Her other stage roles include The Golden Apple (as Mrs. Juniper), Only in America (as Kate Golden), The Student Gypsy (as Zampa Allescu) Take Me Along (as Lily), Xmas in Las Vegas (as Eleanor Wellspot), and Helen Goes to Troy, for which she used the pseudonym Anne Bolin.

Bolin worked with Marc Blitzstein on Regina the opera based on The Little Foxes. She played the alternate lead when the work debuted on Broadway.

==Film==
In addition to the film version of Damn Yankees, Bolin's other film appearances include If Ever I See You Again (1978) and the low-budget horror film The Children (1980).

==Radio==
Bolin did radio work in New York City for the Theatre Guild of the Air production of Allegro. She sang Brahms lieder on WQXR for the Stromberg-Carlson series.

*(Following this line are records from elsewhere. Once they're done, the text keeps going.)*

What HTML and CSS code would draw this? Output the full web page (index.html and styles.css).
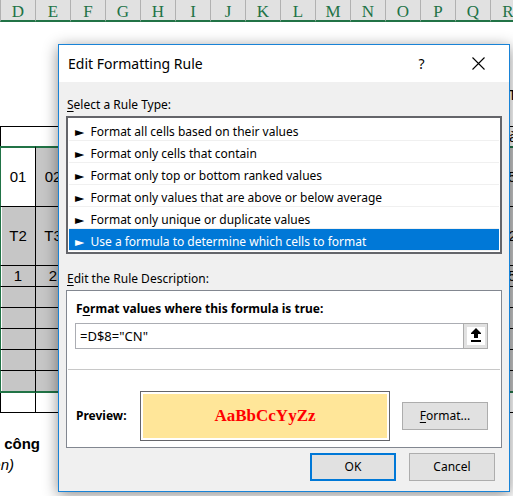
FILE: index.html
```html
<!DOCTYPE html>
<html lang="en">
<head>
<meta charset="utf-8">
<title>Edit Formatting Rule</title>
<link rel="stylesheet" href="styles.css">
</head>
<body>
<main class="sheet">
  <table class="grid">
    <thead>
      <tr><th>D</th><th>E</th><th>F</th><th>G</th><th>H</th><th>I</th><th>J</th><th>K</th><th>L</th><th>M</th><th>N</th><th>O</th><th>P</th><th>Q</th><th>R</th></tr>
    </thead>
    <tbody>
      <tr class="title-row"><td colspan="15">T</td></tr>
      <tr class="band-row"><td colspan="15">à</td></tr>
    </tbody>
    <tbody class="selection">
      <tr class="tall"><td class="active">01</td><td>02</td><td></td><td></td><td></td><td></td><td></td><td></td><td></td><td></td><td></td><td></td><td></td><td></td><td>15</td></tr>
      <tr class="tall"><td>T2</td><td>T3</td><td></td><td></td><td></td><td></td><td></td><td></td><td></td><td></td><td></td><td></td><td></td><td></td><td>T2</td></tr>
      <tr><td>1</td><td>2</td><td></td><td></td><td></td><td></td><td></td><td></td><td></td><td></td><td></td><td></td><td></td><td></td><td>15</td></tr>
      <tr><td></td><td></td><td></td><td></td><td></td><td></td><td></td><td></td><td></td><td></td><td></td><td></td><td></td><td></td><td></td></tr>
      <tr><td></td><td></td><td></td><td></td><td></td><td></td><td></td><td></td><td></td><td></td><td></td><td></td><td></td><td></td><td></td></tr>
      <tr><td></td><td></td><td></td><td></td><td></td><td></td><td></td><td></td><td></td><td></td><td></td><td></td><td></td><td></td><td></td></tr>
      <tr><td></td><td></td><td></td><td></td><td></td><td></td><td></td><td></td><td></td><td></td><td></td><td></td><td></td><td></td><td></td></tr>
      <tr class="last"><td></td><td></td><td></td><td></td><td></td><td></td><td></td><td></td><td></td><td></td><td></td><td></td><td></td><td></td><td></td></tr>
    </tbody>
    <tbody class="after">
      <tr><td></td><td></td><td></td><td></td><td></td><td></td><td></td><td></td><td></td><td></td><td></td><td></td><td></td><td></td><td></td></tr>
    </tbody>
  </table>
  <div class="notes">
    <p class="note-strong"><span><span class="marked">n</span> công</span></p>
    <p class="note-em">ên)</p>
  </div>
</main>

<section class="dialog" role="dialog" aria-labelledby="dialog-title">
  <header class="titlebar">
    <h1 id="dialog-title">Edit Formatting Rule</h1>
    <button class="caption" type="button" aria-label="Help">?</button>
    <button class="caption" type="button" aria-label="Close">
      <svg width="13" height="13" viewBox="0 0 13 13" fill="none" stroke="#000" stroke-width="1.1"><path d="M.5 .5l12 12M12.5 .5l-12 12"/></svg>
    </button>
  </header>
  <form class="body">
    <label class="caption-label" for="rule-type"><u>S</u>elect a Rule Type:</label>
    <select class="rules" id="rule-type" size="6">
      <option>►&nbsp; Format all cells based on their values</option>
      <option>►&nbsp; Format only cells that contain</option>
      <option>►&nbsp; Format only top or bottom ranked values</option>
      <option>►&nbsp; Format only values that are above or below average</option>
      <option>►&nbsp; Format only unique or duplicate values</option>
      <option selected>►&nbsp; Use a formula to determine which cells to format</option>
    </select>
    <p class="caption-label"><u>E</u>dit the Rule Description:</p>
    <div class="description">
      <div class="formula">
        <label for="formula">F<u>o</u>rmat values where this formula is true:</label>
        <div class="field">
          <input id="formula" type="text" value="=D$8=&quot;CN&quot;">
          <button class="collapse" type="button" aria-label="Collapse dialog">
            <svg width="18" height="18" viewBox="0 0 18 18"><path fill="#fff" d="M0 0h18v18H0z"/><path d="M9 1l5 5v1h-3v4H7V7H4V6zM4 13h10v2H4z"/></svg>
          </button>
        </div>
      </div>
      <div class="preview">
        <span class="preview-label">Preview:</span>
        <div class="sample"><span>AaBbCcYyZz</span></div>
        <button class="push" type="button"><u>F</u>ormat...</button>
      </div>
    </div>
    <footer class="actions">
      <button class="push default" type="button">OK</button>
      <button class="push" type="button">Cancel</button>
    </footer>
  </form>
</section>
</body>
</html>
```
FILE: styles.css
```css
* { box-sizing: border-box; }

body {
  margin: 0;
  min-height: 100vh;
  position: relative;
  overflow: hidden;
  background: #fff;
  color: #000;
  font: 12px/16px "Noto Sans", "DejaVu Sans", sans-serif;
}

h1, p { margin: 0; }

button, input, select { font: inherit; color: inherit; border-radius: 0; }

u { text-underline-offset: 2px; }

/* Worksheet */
.sheet { overflow: hidden; }

.grid {
  width: 525px;
  table-layout: fixed;
  border-collapse: separate;
  border-spacing: 0;
  font: 15px/18px "Liberation Sans", sans-serif;
}

.grid th, .grid td { padding: 0; text-align: center; }

.grid th {
  height: 22px;
  padding-top: 4px;
  background: #e1e1e1;
  border-left: 1px solid #b1b1b1;
  border-bottom: 2px solid #217346;
  color: #217346;
  font: 17px/16px "Liberation Serif", serif;
}

.title-row td, .band-row td { text-align: left; padding-left: 508px; overflow: hidden; }
.title-row td { height: 104px; padding-top: 42px; }
.band-row td {
  height: 20px;
  border-top: 1px solid #000;
  border-left: 1px solid #000;
}

.selection td, .after td {
  height: 21px;
  border-left: 1px solid #000;
  border-bottom: 1px solid #000;
}
.selection td { background: #c6c6c6; }
.selection td:first-child {
  border-left-color: #217346;
  box-shadow: inset 1px 0 #fff;
}
.selection .tall td { height: 59px; }
.selection .tall:first-child td { height: 61px; border-top: 2px solid #217346; }
.selection td.active { background: #fff; }
.selection .last td { height: 22px; border-bottom: 2px solid #217346; }
.after td { height: 20px; }

.notes { width: 40px; padding-top: 20px; font: 15px/21px "Liberation Sans", sans-serif; }
.note-strong {
  display: flex;
  justify-content: flex-end;
  white-space: nowrap;
  font-weight: bold;
}
.marked { color: #9ff; }
.note-em { display: flex; justify-content: flex-end; width: 14px; font-style: italic; }

/* Dialog */
.dialog {
  position: absolute;
  top: 44px;
  left: 58px;
  right: 3px;
  background: #f0f0f0;
  border: 1px solid #1883d7;
  box-shadow: 0 3px 14px rgba(0, 0, 0, .45);
}

.titlebar {
  display: flex;
  align-items: center;
  height: 37px;
  padding: 0 2px 0 9px;
  background: #fff;
}
.titlebar h1 { flex: 1; font-size: 14px; line-height: 20px; font-weight: normal; }
.caption {
  display: flex;
  align-items: center;
  justify-content: center;
  width: 57px;
  height: 36px;
  padding: 0;
  border: 0;
  background: none;
  font-size: 14px;
}

.body { padding: 15px 7px 10px; }

.caption-label { display: block; height: 19px; padding-left: 1px; }

.rules {
  display: block;
  width: 100%;
  height: 138px;
  margin-bottom: 17px;
  padding: 1px;
  overflow: hidden;
  border: 2px solid #64656a;
  background: #fff;
  outline: 0;
}
.rules option {
  height: 22px;
  min-height: 22px;
  padding: 4px 6px 1px;
  border-bottom: 1px solid #f0f0f0;
  line-height: 16px;
}
.rules option:checked {
  background: linear-gradient(#0078d7, #0078d7);
  -webkit-text-fill-color: #fff;
}

.description { padding: 0 1px; border: 1px solid #828790; background: #fff; }
.formula { padding: 10px 12px 20px 7px; border-bottom: 1px solid #c8c8c8; }
.formula label { display: block; height: 22px; padding-left: 1px; font-weight: bold; }
.field { display: flex; height: 26px; }
.field input {
  flex: 1;
  min-width: 0;
  padding: 0 4px;
  border: 1px solid #abadb3;
  border-right: 0;
  background: #fff;
  font-size: 13px;
  outline: 0;
}
.collapse {
  display: grid;
  place-items: center;
  width: 25px;
  padding: 0;
  border: 1px solid #acacac;
  background: #e1e1e1;
}

.preview { display: flex; align-items: center; padding: 21px 12px 6px 8px; }
.preview-label { width: 64px; font-weight: bold; }
.sample {
  flex: 1;
  height: 50px;
  padding: 2px;
  border: 1px solid #64656a;
}
.sample span {
  display: grid;
  place-items: center;
  height: 100%;
  background: #ffe699;
  color: #f00;
  font: bold 17px/20px "Liberation Serif", serif;
}
.push {
  width: 86px;
  height: 28px;
  padding: 0;
  border: 1px solid #adadad;
  background: #e1e1e1;
}
.preview .push { margin-left: 12px; }
.push.default { border: 2px solid #0078d7; }

.actions { display: flex; justify-content: flex-end; gap: 13px; padding: 5px 7px 0; }
```
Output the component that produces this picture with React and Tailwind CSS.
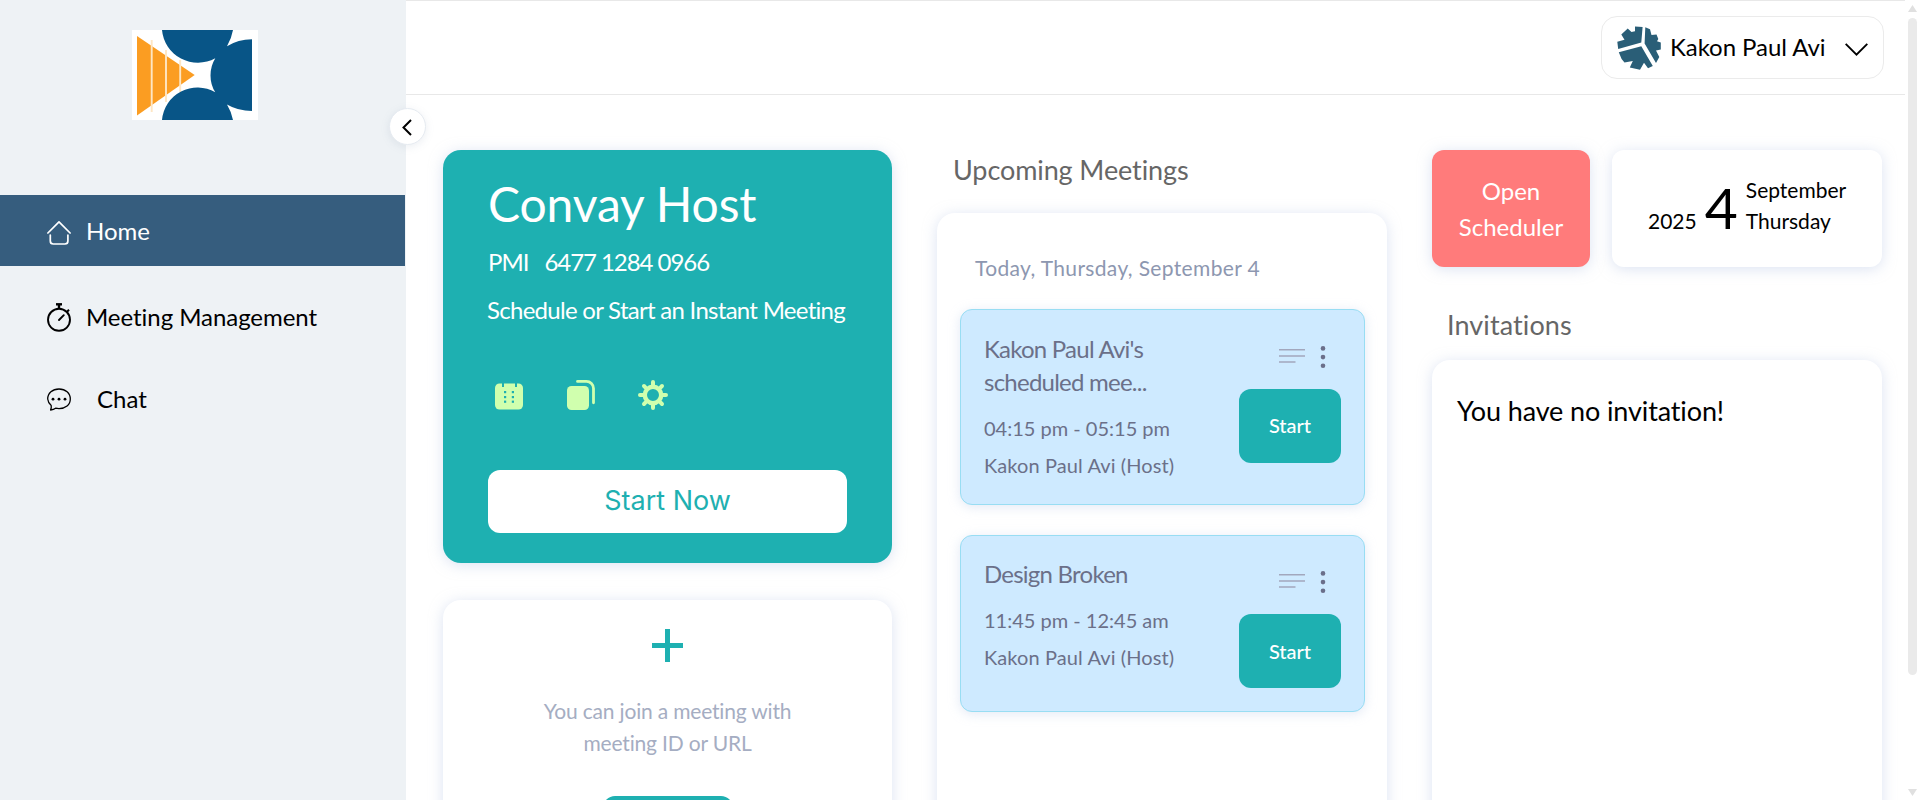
import React from "react";

const shadow = "shadow-[0_2px_14px_rgba(185,200,230,0.5)]";

function T({ className = "", children }) {
  return <span className={"inline-block whitespace-pre " + className}>{children}</span>;
}

function Logo() {
  return (
    <svg width="126" height="90" viewBox="0 0 126 90">
      <rect width="126" height="90" fill="#fff" />
      <path d="M5 6 L62.7 45 L5 85.5Z" fill="#fb9d22" />
      <path d="M19.7 10V82M34 20V72M48.2 30V62" stroke="#fee6c4" strokeWidth="1.9" />
      <path fill="#085587" d="M30 0 H101 Q99.5 8.5 95 16.3 Q106 9.2 120 9.2 V81 Q106 81 95 74.5 Q99.5 82 101 90 H30 A35.6 35.6 0 0 1 83.3 62.3 Q78.5 55 78.5 45.5 Q78.5 36 83.3 28.3 A36 36 0 0 1 30 0Z" />
    </svg>
  );
}

function HomeIcon() {
  return (
    <svg width="24" height="24" viewBox="0 0 24 24" fill="none" stroke="#fff" strokeWidth="1.7" strokeLinecap="round" strokeLinejoin="round">
      <path d="M0.9 12 L12 0.9 L23.1 12" />
      <path d="M3.3 14 V20 a3 3 0 0 0 3 3 H17.9 a3 3 0 0 0 3 -3 V14" />
    </svg>
  );
}

function TimerIcon() {
  return (
    <svg width="24" height="29" viewBox="0 0 24 29" fill="none" stroke="#000" strokeWidth="1.9">
      <circle cx="12" cy="16.8" r="11" />
      <path d="M9 1.3 H15" strokeWidth="2.4" />
      <path d="M12 1.5 V6" strokeWidth="2.4" />
      <path d="M19.6 9.2 L22 6.8" strokeWidth="2" />
      <path d="M12 17 L16.8 12.2" strokeLinecap="round" />
    </svg>
  );
}

function ChatIcon() {
  return (
    <svg width="24" height="23" viewBox="0 0 24 23" fill="none" stroke="#000" strokeWidth="1.3" strokeLinejoin="round">
      <path d="M3.6 22 Q4.6 19.5 4.2 17.6 A10.6 10.2 0 0 1 0.7 11 C0.7 5 5.5 1 12 1 C18.5 1 23.3 5 23.3 11 C23.3 17 18.5 20.6 12 20.6 Q10.2 20.6 8.6 20.2 Q6.6 21.6 3.6 22Z" />
      <g fill="#000" stroke="none"><circle cx="6" cy="11.2" r="1.4" /><circle cx="12" cy="11.2" r="1.4" /><circle cx="18" cy="11.2" r="1.4" /></g>
    </svg>
  );
}

function Avatar() {
  return (
    <svg width="44" height="45" viewBox="0 0 44 45" fill="#2a5e77">
      <path d="M18 1.5 L25.6 2 L24.3 17.5 L1.2 24 L0.3 16.7 L7.5 14.8 L4.3 9.5 L10.7 3.6 L14.5 7 L18 6.2Z" />
      <path d="M28.3 2.3 L33 4.3 L34.5 10 L39.5 9.5 L41.3 14 L40 16.3 L43.8 17.5 L43.8 24.5 L39 25.5 L42.3 32 L39 38 L27.6 18.5Z" />
      <path d="M1.8 27.3 L24.3 21.3 L35.8 41 L31 43.3 L27 37.8 L23 44.8 L12.8 42.6 L15.8 36 L7.5 37.5 L4.6 34Z" />
    </svg>
  );
}

function CalendarIcon() {
  return (
    <svg width="28" height="27" viewBox="0 0 28 27">
      <rect x="0" y="0.5" width="28" height="26" rx="4.5" fill="#d0ffae" />
      <g fill="#1eb0b1">
        <rect x="7" y="0" width="2" height="4" /><rect x="20" y="0" width="2" height="4" />
        <rect x="9" y="8" width="2.2" height="2.2" /><rect x="9" y="13" width="2.2" height="2.2" /><rect x="9" y="17.6" width="2.2" height="2.2" />
        <rect x="16.8" y="8" width="2.2" height="2.2" /><rect x="16.8" y="13" width="2.2" height="2.2" /><rect x="16.8" y="17.6" width="2.2" height="2.2" />
      </g>
    </svg>
  );
}

function CopyIcon() {
  return (
    <svg width="28" height="30" viewBox="0 0 28 30">
      <rect x="0" y="6" width="22" height="24" rx="4.5" fill="#d0ffae" />
      <path d="M10.5 1.4 H19.5 a7 7 0 0 1 7 7 V22.8" fill="none" stroke="#d0ffae" strokeWidth="2.8" strokeLinecap="round" />
    </svg>
  );
}

function GearIcon() {
  return (
    <svg width="30" height="30" viewBox="-15 -15 30 30" fill="none" stroke="#d0ffae">
      <circle r="8.2" strokeWidth="4.4" />
      <path strokeWidth="4" strokeLinecap="round" d="M0 -10V-13M0 10V13M-10 0H-13M10 0H13M7.2 7.2L9 9M-7.2 7.2L-9 9M7.2 -7.2L9 -9M-7.2 -7.2L-9 -9" />
    </svg>
  );
}

function MeetingCard({ className, titleLines, time, host, timeGap, actionsGap, startClass }) {
  return (
    <div className={"flex justify-between rounded-xl border border-[#98ddf3] bg-[#ceeaff] pl-[23px] pr-[23px] text-[#6b7089] shadow-[0_2px_12px_rgba(185,200,230,0.4)] " + className}>
      <div>
        <div className="text-[24px] leading-[33px] tracking-[-0.76px]">
          {titleLines.map((l) => <div key={l}><T>{l}</T></div>)}
        </div>
        <div className={"text-[20px] leading-[37px] " + timeGap}>
          <div><T>{time}</T></div>
          <div><T className="tracking-[0.1px]">{host}</T></div>
        </div>
      </div>
      <div className={"flex flex-col " + actionsGap}>
        <svg className="ml-10" width="48" height="22" viewBox="0 0 48 22">
          <path d="M0 3.8H26M0 9.9H26M0 15.9H16.5" stroke="#a2a7bd" strokeWidth="1.5" />
          <g fill="#6b6f8a"><circle cx="44" cy="2.4" r="2.3" /><circle cx="44" cy="11.1" r="2.3" /><circle cx="44" cy="19.7" r="2.3" /></g>
        </svg>
        <button className={"mt-[21px] h-[74px] w-[102px] rounded-xl bg-[#1eb0b1] text-[20px] font-medium text-white " + startClass}><T>Start</T></button>
      </div>
    </div>
  );
}

export default function App() {
  return (
    <div className="flex h-[800px] w-[1920px] overflow-hidden bg-white font-['Lato',sans-serif] text-black [font-variant-ligatures:none]">
      <aside className="relative w-[406px] shrink-0 bg-[#eef2f5]">
        <div className="flex h-[195px] justify-center pt-[30px] pr-4"><Logo /></div>
        <nav className="text-[24px] leading-[36px]">
          <div className="flex h-[71px] w-[405px] items-center bg-[#365d7e] pl-[47px] text-white"><span className="mt-[5px]"><HomeIcon /></span><T className="ml-[15px]">Home</T></div>
          <div className="flex h-[102px] items-center pl-[47px]"><TimerIcon /><T className="ml-[15px] tracking-[-0.05px]">Meeting Management</T></div>
          <div className="flex h-[62px] items-center pl-[47px]"><ChatIcon /><T className="ml-[26px]">Chat</T></div>
        </nav>
        <button className="absolute left-[389px] top-[108px] z-10 flex size-[37px] items-center justify-center rounded-full border border-[#e6ebf1] bg-white pr-[2px] pt-[1px] shadow-[0_2px_8px_rgba(120,140,170,0.15)]">
          <svg width="10" height="17" viewBox="0 0 10 17" fill="none" stroke="#000" strokeWidth="2"><path d="M9 1L1.5 8.5L9 16" /></svg>
        </button>
      </aside>
      <main className="w-[1499px] shrink-0">
        <header className="flex h-[95px] justify-end border-y border-[#e8e8e8] pr-[21px] pt-[15px]">
          <div className="flex h-[63px] w-[283px] items-center rounded-2xl border border-[#ebebeb] pl-[15px]">
            <Avatar /><T className="mb-[2px] ml-[9px] text-[24px] tracking-[-0.05px]">Kakon Paul Avi</T>
            <svg className="ml-5 mt-1" width="23" height="13" viewBox="0 0 23 13" fill="none" stroke="#000" strokeWidth="1.9"><path d="M0.7 0.9L11.5 11.6L22.3 0.9" /></svg>
          </div>
        </header>
        <div className="grid grid-cols-[449px_450px_450px] gap-[45px] pl-[37px] pt-[55px]">
          <div>
            <section className={"h-[413px] rounded-[18px] bg-[#1eb0b1] px-[45px] pt-[25px] text-white " + shadow}>
              <h1 className="text-[48px] leading-[58px]"><T className="tracking-[-0.1px]">Convay Host</T></h1>
              <div className="mt-[11px] flex text-[24px] leading-[36px]"><T className="tracking-[-1px]">PMI</T><T className="ml-[16px] tracking-[-1.05px]">6477 1284 0966</T></div>
              <p className="mt-3 text-[24px] leading-[36px]"><T className="-ml-px tracking-[-0.72px]">Schedule or Start an Instant Meeting</T></p>
              <div className="mt-[52px] flex h-[30px] items-end pl-[7px]"><CalendarIcon /><span className="ml-[44px]"><CopyIcon /></span><span className="ml-[43px]"><GearIcon /></span></div>
              <button className="mt-[60px] h-[63px] w-[359px] rounded-xl bg-white font-['Inter',sans-serif] text-[27px] text-[#1eb0b1]"><T>Start Now</T></button>
            </section>
            <section className={"mt-[37px] flex h-[300px] flex-col items-center rounded-[18px] bg-white pt-[29px] " + shadow}>
              <svg width="31" height="33" viewBox="0 0 31 33" stroke="#1eb0b1" strokeWidth="5"><path d="M15.5 0V33M0 16.5H31" /></svg>
              <p className="mt-[33px] text-center text-[21px] leading-[32px] tracking-[-0.18px] text-[#a5adc2]"><T>You can join a meeting with</T><br /><T>meeting ID or URL</T></p>
              <div className="mt-[37px] h-[60px] w-[130px] rounded-xl bg-[#1eb0b1]" />
            </section>
          </div>
          <div>
            <h2 className="h-[63px] pl-[16px] text-[27px] leading-[40px] text-[#666]"><T className="tracking-[-0.1px]">Upcoming Meetings</T></h2>
            <section className={"h-[640px] rounded-[18px] bg-white px-[23px] pt-[40px] " + shadow}>
              <p className="pl-[15px] text-[21px] leading-[30px] tracking-[0.35px] text-[#8d97b0]"><T>Today, Thursday, September 4</T></p>
              <MeetingCard className="mt-[26px] h-[196px] w-[405px] pt-[22px]" titleLines={["Kakon Paul Avi's", "scheduled mee..."]} time="04:15 pm - 05:15 pm" host="Kakon Paul Avi (Host)" timeGap="mt-[12px]" actionsGap="mt-[14px]" startClass="pb-[2px]" />
              <MeetingCard className="mt-[30px] h-[177px] w-[405px] pt-[21px]" titleLines={["Design Broken"]} time="11:45 pm - 12:45 am" host="Kakon Paul Avi (Host)" timeGap="mt-[12px]" actionsGap="mt-[14px]" startClass="" />
            </section>
          </div>
          <div>
            <div className="flex gap-[22px]">
              <button className={"h-[117px] w-[158px] rounded-xl bg-[#ff7b7b] text-[24px] leading-[36px] text-white " + shadow}><T>Open</T><br /><T>Scheduler</T></button>
              <div className={"flex h-[117px] w-[270px] rounded-xl bg-white pl-[36px] text-[21px] " + shadow}>
                <T className="mt-[55px] leading-[32px]">2025</T>
                <T className="ml-[8px] mt-[27px] text-[57px] leading-[60px]">4</T>
                <div className="ml-[8px] mt-[24px] leading-[31px]"><T>September</T><br /><T>Thursday</T></div>
              </div>
            </div>
            <h2 className="mt-[38px] h-[55px] pl-[15px] text-[27px] leading-[40px] text-[#666]"><T className="tracking-[0.1px]">Invitations</T></h2>
            <section className={"h-[600px] rounded-[18px] bg-white pl-[25px] pt-[31px] text-[27px] leading-[40px] " + shadow}><T className="tracking-[-0.12px]">You have no invitation!</T></section>
          </div>
        </div>
      </main>
      <div className="ml-[3px] flex w-[9px] shrink-0 flex-col pt-[5px]">
        <svg width="9" height="7" viewBox="0 0 9 7" fill="#e0e0e0"><path d="M0 7L4.5 0L9 7Z" /></svg>
        <div className="mt-[6px] h-[657px] rounded-full bg-[#eaeaea]" />
        <svg className="mt-[114px]" width="9" height="7" viewBox="0 0 9 7" fill="#e0e0e0"><path d="M0 0L4.5 7L9 0Z" /></svg>
      </div>
    </div>
  );
}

In the early 1940s, she was a regular singer on the CBS program Your Town and Ours.

==Television==
Bolin appeared on television in the NBC Opera Theatre production of Suor Angelica, in which she played the Princess, and the Jackie Gleason Show, a special titled "The Christmas List" as Gleason's wife.

==Recording==
In 1955, Bolin recorded "an album of seldom-heard songs by top composers" for Vanguard Records. She and her husband "dug through thousands of 'long-lost' tunes by top songwriters and came up with 12 which they call Rare Wine". The composers and lyricists were Vernon Duke, Alec Wilder, Noël Coward, Ira and George Gershwin, Richard Rodgers, Larry Hart, Oscar Hammerstein, Jerome Kern, Ogden Nash, Frank Loesser, Johann Strauss, Edward Eager, Bart Howard, and John LaTouche.

==Personal life and death==
Bolin married Milton Kaye (1909–2006), a New York pianist, composer and arranger, in 1946. Kaye and Bolin recorded an album, Rare Wine. In 2002, the couple appeared together in a commercial for DeBeers diamonds. She died at the age of 99 on March 25, 2016.